Another useful API, especially when dealing with text, is the [Google Cloud Natural Language API](https://cloud.google.com/natural-language), which offers a variety of text analysis functionalities, such as sentiment analysis, entity extraction, keyword extraction, etc.

We will give a couple of examples below, to understand how we can take an unstructured piece of text (either the text alone, or a URL with text), and extract some "semi-structured" representation of its content.



## /analyzeSentiment call

We will first start with the `/analyzeSentiment` API call ([documentation](https://cloud.google.com/natural-language/docs/analyzing-sentiment) & also [here](https://cloud.google.com/natural-language/docs/reference/rest/v1/documents/analyzeSentiment)) which takes as input a piece of text, and returns an analysis across various dimensions.

The call below gets as input a "text" variable, and returns back the sentiment of the text.

In [None]:
from google.colab import drive
drive.mount('/content/drive')

Mounted at /content/drive


In [None]:
import json
with open('/content/drive/My Drive/api_keys.json') as f:
    api_keys = json.load(f)

In [None]:
import requests

def analyze_sentiment(text, api_key):
    url = f"https://language.googleapis.com/v1/documents:analyzeSentiment?key={api_key}"

    data = {
        "document": {
            "type": "PLAIN_TEXT",
            "content": text
        },
        "encodingType": "UTF8"
    }

    response = requests.post(url, json=data)

    return response.json()

In [None]:
# We will analyze the text below using the IBM Watson API

text = '''
I got their Egg & Cheese sandwich on a Whole Wheat Everything Bagel. 
First off, I loved loved loved the texture of the bagel itself. 
It was very chewy yet soft, which is a top feature for a NY style bagel. 
However, I thought there could've been more seasoning on top of 
the bagel as I found the bagel itself to be a bit bland. 

Speaking of bland, I thought the egg and cheese filling were also quite bland. 
This was definitely lacking salt and pepper in the eggs and the cheese didn't
really add too much flavor either, which was really disappointing! 
My mom also had the same complaint with her bagel sandwich 
(she had the egg sandwich on a blueberry bagel) so I definitely wasn't 
the only one.

'''

In [None]:
data = analyze_sentiment(text, api_keys['google_nlp_api_key'])

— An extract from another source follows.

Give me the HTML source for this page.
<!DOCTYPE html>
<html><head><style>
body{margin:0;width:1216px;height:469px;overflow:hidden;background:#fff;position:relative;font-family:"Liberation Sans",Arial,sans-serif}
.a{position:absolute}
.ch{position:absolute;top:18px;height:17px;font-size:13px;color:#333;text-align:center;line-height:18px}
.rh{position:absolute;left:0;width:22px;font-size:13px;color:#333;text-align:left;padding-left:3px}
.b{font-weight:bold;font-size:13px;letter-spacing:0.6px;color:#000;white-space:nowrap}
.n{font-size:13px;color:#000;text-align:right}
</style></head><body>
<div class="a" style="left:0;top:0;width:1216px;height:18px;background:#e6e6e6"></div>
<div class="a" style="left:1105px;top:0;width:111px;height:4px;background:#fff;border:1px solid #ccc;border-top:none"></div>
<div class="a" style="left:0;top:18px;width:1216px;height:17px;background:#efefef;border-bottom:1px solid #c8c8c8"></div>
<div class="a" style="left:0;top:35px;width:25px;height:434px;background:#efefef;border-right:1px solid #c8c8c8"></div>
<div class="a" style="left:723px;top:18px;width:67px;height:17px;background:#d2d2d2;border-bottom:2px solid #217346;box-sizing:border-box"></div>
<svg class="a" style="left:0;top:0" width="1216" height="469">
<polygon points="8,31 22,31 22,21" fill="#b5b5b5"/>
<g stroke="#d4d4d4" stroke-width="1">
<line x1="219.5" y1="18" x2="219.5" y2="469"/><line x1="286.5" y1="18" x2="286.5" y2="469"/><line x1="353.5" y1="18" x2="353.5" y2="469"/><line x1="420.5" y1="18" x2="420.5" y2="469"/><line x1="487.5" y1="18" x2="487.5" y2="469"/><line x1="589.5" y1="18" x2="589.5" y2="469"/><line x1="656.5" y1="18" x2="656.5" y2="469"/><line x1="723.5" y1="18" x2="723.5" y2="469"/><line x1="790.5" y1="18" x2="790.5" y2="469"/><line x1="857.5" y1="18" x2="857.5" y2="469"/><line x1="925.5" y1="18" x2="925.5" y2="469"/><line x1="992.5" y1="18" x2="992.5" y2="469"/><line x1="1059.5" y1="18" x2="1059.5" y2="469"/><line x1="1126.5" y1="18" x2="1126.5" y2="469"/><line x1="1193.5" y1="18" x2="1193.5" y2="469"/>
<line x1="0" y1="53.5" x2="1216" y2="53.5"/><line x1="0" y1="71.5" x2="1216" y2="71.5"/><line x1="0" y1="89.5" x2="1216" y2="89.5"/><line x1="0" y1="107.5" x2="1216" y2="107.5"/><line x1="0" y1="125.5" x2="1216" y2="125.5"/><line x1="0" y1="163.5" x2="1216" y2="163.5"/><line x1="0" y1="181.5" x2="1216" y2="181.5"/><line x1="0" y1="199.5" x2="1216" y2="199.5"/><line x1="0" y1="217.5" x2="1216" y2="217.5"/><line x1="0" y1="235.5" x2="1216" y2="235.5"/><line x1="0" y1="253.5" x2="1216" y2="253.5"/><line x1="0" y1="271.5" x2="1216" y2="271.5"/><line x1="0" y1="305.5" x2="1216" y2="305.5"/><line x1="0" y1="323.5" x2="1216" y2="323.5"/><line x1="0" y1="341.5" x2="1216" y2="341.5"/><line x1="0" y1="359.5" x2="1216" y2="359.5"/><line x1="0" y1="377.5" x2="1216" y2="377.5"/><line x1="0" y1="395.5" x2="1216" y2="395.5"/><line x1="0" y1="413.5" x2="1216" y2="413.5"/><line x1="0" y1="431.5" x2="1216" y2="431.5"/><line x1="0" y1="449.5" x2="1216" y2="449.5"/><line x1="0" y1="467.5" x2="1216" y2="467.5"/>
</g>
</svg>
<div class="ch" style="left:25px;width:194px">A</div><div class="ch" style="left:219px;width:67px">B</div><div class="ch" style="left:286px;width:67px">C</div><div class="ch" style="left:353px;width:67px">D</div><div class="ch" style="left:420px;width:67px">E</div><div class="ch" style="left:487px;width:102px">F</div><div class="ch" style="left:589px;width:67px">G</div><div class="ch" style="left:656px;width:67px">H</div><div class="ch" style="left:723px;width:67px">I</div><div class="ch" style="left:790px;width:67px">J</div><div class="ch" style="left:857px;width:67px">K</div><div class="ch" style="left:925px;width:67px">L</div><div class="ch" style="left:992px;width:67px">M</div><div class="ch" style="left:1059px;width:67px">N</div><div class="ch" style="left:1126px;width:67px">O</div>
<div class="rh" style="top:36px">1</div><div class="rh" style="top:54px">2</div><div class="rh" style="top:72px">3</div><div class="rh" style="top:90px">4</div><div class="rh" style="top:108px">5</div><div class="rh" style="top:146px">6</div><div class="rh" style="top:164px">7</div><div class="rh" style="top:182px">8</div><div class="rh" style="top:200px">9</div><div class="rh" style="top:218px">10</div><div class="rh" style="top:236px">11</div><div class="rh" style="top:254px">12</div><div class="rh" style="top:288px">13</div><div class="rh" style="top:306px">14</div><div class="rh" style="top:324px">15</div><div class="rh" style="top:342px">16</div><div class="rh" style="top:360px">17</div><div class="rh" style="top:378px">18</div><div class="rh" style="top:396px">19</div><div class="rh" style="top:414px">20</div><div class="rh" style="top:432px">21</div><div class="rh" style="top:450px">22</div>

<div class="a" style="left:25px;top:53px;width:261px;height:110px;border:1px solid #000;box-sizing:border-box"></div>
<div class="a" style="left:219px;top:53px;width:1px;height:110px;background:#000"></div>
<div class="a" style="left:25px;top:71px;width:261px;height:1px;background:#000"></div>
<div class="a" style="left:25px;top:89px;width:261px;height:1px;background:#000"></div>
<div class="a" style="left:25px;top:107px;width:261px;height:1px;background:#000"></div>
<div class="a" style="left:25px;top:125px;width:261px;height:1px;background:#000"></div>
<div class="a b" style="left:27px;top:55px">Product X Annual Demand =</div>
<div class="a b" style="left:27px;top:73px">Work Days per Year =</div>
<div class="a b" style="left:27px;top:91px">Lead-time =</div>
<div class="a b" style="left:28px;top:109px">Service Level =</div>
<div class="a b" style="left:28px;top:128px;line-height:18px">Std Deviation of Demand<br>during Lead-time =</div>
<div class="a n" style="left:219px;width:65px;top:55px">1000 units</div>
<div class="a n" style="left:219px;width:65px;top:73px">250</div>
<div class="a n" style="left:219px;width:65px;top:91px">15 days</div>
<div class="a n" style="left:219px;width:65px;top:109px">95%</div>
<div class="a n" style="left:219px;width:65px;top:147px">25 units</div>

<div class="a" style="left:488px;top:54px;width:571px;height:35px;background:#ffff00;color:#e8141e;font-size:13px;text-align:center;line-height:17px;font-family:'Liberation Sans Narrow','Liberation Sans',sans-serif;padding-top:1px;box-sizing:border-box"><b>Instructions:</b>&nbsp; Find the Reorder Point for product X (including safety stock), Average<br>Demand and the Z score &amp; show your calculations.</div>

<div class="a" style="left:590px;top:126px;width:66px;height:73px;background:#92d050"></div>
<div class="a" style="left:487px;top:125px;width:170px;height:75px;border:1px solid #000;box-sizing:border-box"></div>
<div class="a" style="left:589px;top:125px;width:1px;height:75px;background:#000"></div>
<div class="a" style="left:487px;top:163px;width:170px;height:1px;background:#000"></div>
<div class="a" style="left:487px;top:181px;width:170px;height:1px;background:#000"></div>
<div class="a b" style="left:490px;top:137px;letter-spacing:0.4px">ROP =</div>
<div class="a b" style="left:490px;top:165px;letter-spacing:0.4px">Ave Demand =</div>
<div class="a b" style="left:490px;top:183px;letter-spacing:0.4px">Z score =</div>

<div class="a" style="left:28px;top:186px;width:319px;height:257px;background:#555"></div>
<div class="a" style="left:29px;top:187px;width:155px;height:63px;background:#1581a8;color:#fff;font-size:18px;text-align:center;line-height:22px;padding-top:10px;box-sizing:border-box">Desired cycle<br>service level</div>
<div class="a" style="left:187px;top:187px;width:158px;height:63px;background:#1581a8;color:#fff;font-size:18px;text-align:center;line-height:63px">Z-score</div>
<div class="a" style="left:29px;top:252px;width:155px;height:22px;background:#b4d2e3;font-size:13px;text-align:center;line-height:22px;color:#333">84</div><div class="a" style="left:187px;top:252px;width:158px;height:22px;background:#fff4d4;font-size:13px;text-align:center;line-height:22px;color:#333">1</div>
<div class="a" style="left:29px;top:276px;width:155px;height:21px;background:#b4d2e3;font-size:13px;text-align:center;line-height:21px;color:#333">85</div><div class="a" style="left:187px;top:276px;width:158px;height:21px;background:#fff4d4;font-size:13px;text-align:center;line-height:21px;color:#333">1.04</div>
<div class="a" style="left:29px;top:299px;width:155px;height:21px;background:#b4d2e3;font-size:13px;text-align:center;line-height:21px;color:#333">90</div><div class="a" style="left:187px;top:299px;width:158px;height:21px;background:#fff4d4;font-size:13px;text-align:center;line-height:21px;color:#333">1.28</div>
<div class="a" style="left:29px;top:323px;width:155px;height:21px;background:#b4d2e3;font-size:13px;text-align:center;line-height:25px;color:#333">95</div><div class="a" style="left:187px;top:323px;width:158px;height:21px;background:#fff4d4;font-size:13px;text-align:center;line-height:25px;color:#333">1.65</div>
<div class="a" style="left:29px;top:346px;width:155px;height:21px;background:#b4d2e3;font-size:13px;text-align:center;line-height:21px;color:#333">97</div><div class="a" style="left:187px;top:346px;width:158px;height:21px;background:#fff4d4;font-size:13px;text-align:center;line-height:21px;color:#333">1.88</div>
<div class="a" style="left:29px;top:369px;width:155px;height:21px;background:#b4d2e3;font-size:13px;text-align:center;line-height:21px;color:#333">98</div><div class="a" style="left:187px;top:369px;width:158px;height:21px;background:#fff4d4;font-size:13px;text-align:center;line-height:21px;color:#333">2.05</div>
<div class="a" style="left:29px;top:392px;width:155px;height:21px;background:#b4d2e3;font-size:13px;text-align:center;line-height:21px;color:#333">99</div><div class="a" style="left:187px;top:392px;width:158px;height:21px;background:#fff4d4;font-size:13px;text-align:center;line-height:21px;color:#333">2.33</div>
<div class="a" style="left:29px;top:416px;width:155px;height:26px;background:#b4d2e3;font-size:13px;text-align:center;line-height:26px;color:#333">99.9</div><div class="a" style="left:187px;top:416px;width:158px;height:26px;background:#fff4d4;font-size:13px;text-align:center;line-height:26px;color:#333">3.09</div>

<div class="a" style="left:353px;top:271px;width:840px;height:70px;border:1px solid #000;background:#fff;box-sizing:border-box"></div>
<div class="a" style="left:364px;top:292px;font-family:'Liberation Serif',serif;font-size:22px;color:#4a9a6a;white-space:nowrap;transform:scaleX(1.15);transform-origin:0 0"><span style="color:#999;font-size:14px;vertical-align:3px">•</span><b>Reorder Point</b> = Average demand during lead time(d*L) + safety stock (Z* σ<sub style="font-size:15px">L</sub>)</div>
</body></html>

Now, let's try to understand the structure of the answer. First, we check the high-level keys.

In [None]:
data.keys()

dict_keys(['documentSentiment', 'language', 'sentences'])

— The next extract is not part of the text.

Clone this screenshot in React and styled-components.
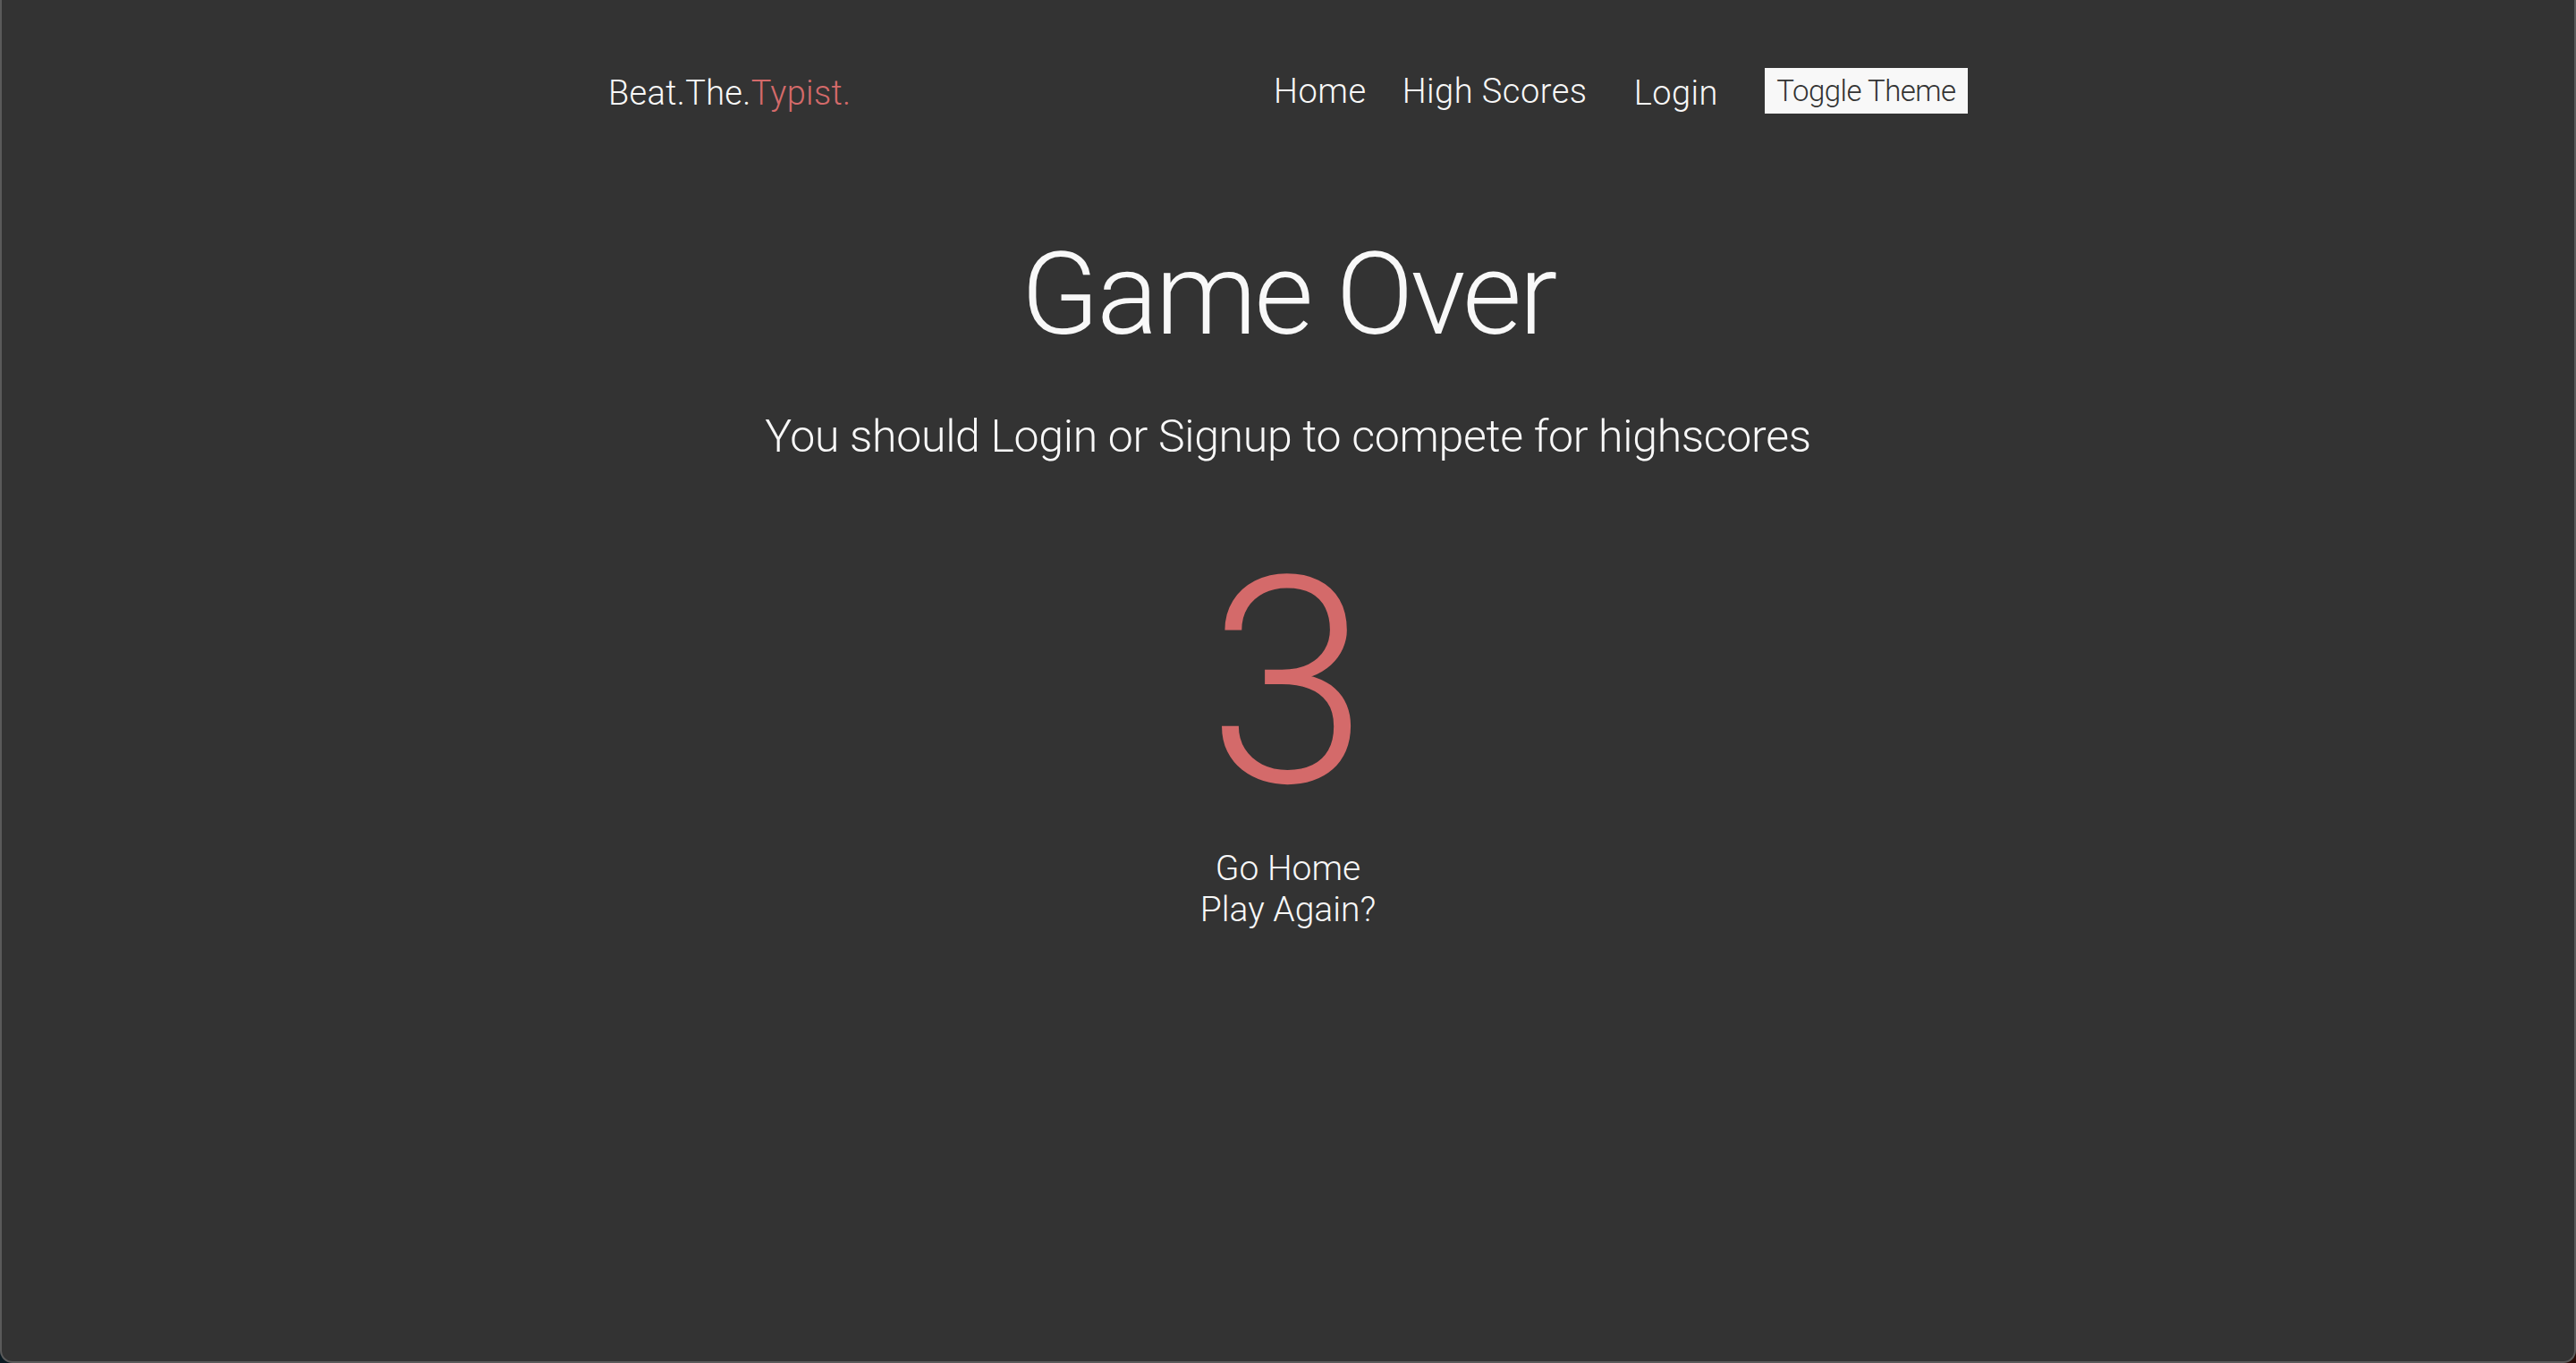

Now, let's check the content of these keys:

In [None]:
data['documentSentiment']

{'magnitude': 5.1, 'score': -0.1}

In [None]:
# Let's go deeper into the 'sentence'
data['sentences']

[{'text': {'content': 'I got their Egg & Cheese sandwich on a Whole Wheat Everything Bagel.',
   'beginOffset': 1},
  'sentiment': {'magnitude': 0.3, 'score': 0.3}},
 {'text': {'content': 'First off, I loved loved loved the texture of the bagel itself.',
   'beginOffset': 71},
  'sentiment': {'magnitude': 0.9, 'score': 0.9}},
 {'text': {'content': 'It was very chewy yet soft, which is a top feature for a NY style bagel.',
   'beginOffset': 136},
  'sentiment': {'magnitude': 0.9, 'score': 0.9}},
 {'text': {'content': "However, I thought there could've been more seasoning on top of \nthe bagel as I found the bagel itself to be a bit bland.",
   'beginOffset': 210},
  'sentiment': {'magnitude': 0.7, 'score': -0.7}},
 {'text': {'content': 'Speaking of bland, I thought the egg and cheese filling were also quite bland.',
   'beginOffset': 334},
  'sentiment': {'magnitude': 0.8, 'score': -0.8}},
 {'text': {'content': "This was definitely lacking salt and pepper in the eggs and the cheese didn

In [None]:
# And a bit more
print(f"The sentiment in this text is {data['documentSentiment']['score']}")

The sentiment in this text is -0.1


### Exercise

Type your own piece of text, and analyze it to extract sentiment. Discuss your findings

## Entities call

[Full Documentation of the call](https://cloud.google.com/natural-language/docs/reference/rest/v1/documents/analyzeEntities)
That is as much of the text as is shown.